Arc-bouté sur l’idée que seul le projet peut rassembler les Congolais et faire gagner l’Opposition, il se veut le dénominateur commun, surtout auprès de ceux qui nourrissent une certaine méfiance quant à la personnalité de l’autre ténor de l’Opposition, Moïse Katumbi.

En effet, c’est bien ce dernier qui au stade actuel de la course présidentielle semble le mieux placé pour incarner l’Opposition. Populaire depuis son passage comme gouverneur du Katanga et Président du club de football du Tout-Puissant Mazembe, disposant de plus de moyens financiers que ses concurrents de l’Opposition (non pas pour les mêmes raisons qu’il est devenu populaire selon les critiques), il a vu ce 30 octobre la Cour Constitutionnelle lever une première épée de Damoclès sur sa candidature. Néanmoins, la popularité et la logistique ne suffiront pas nécessairement.

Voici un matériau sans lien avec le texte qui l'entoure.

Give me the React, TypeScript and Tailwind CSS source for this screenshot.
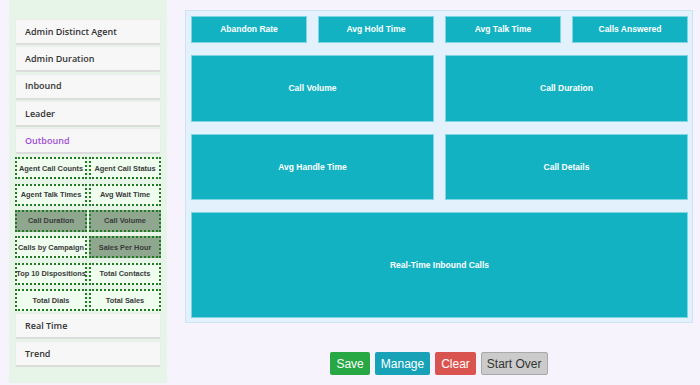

Son absence de programme et d’aisance oratoire pourraient être un handicap dans une campagne qui ne se résumerait pas à un duel de personnes. De plus, sa visibilité en fera probablement la cible principale des attaques de tous bords. A ce titre, il est à craindre que l’inclusivité affichée par la Cour Constitutionnelle ne cache une manœuvre brutale ultérieure visant à l’écarter, suscitée par crainte qu’il puisse l’emporter.

Au vu de la fragmentation de l’Opposition, il faut donc espérer que pour le bénéfice et l’édification des Congolais appelés aux urnes en décembre 2023, les débats d’idées l’emportent sur les attaques personnelles. De là à envisager une primaire?